Whatever its origins, Irish coffee is a globally popular drink. It is aesthetically perfect, the black coffee juxtaposed with the white cream a little like a certain other world-famous Dublin product.

Getting that look is where many people flounder. It is a matter of elementary physics that the cream has to be less dense than the coffee/whiskey mixture. So many get to that stage only to find the cream sinking into the coffee mixture.

The stronger the coffee, the denser the mixture.

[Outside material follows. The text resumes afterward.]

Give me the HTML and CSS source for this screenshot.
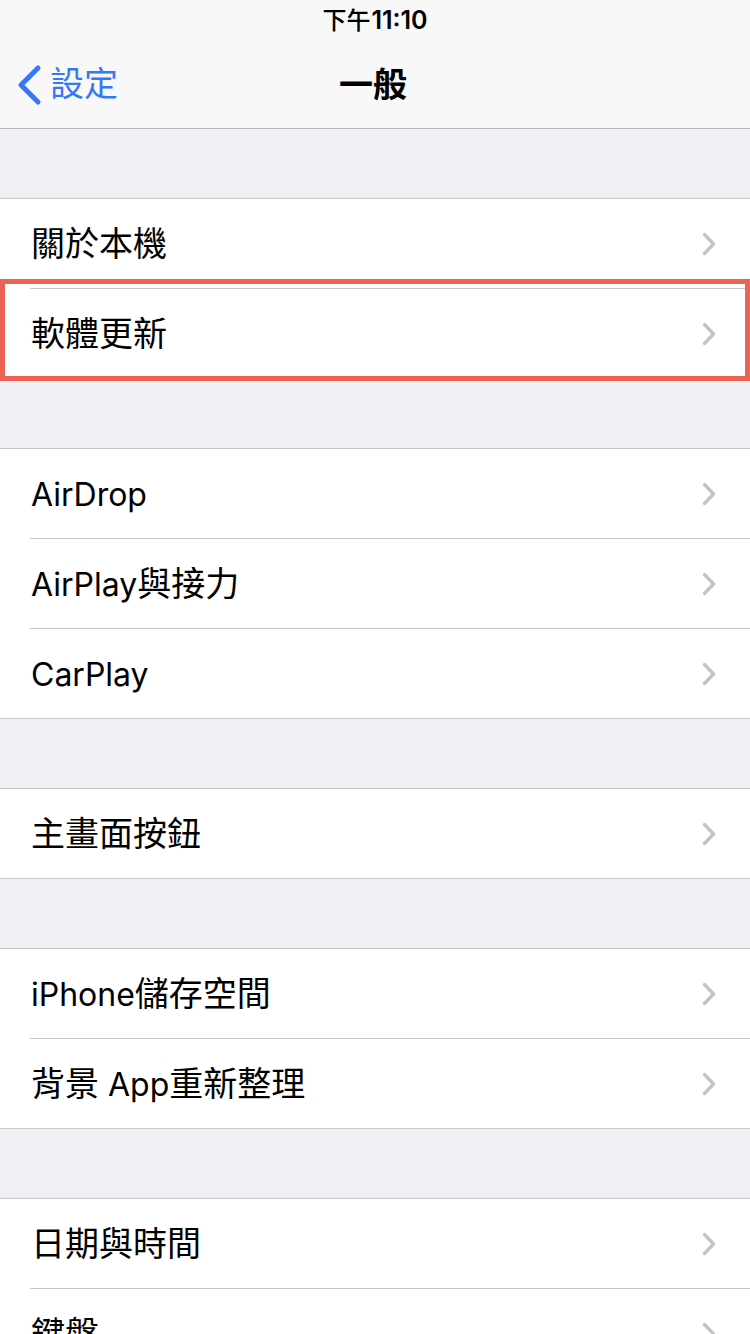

The sugar, too, has a role in ensuring that it is strong enough for the cream to float on top.

Teeling Whiskey global brand manager Kevin Hurley recommends cream that is “lightly aerated not heavily whipped” and poured over the back of a heated spoon to get the right viscosity.

Irish Coffee

Ingredients:

40ml Irish whiskey

120ml freshly brewed, robust coffee

20ml demerara sugar syrup or demerara sugar, to taste

Cream

Freshly grated nutmeg

Preparation:

Preheat a glass with some warm water and discard. Add the whiskey, demerara sugar syrup (or sugar), coffee and hot water and stir to combine.

Warm a large spoon and gently pour the cream over the back of the spoon to float on top of the coffee. Garnish with a light dusting of grated nutmeg.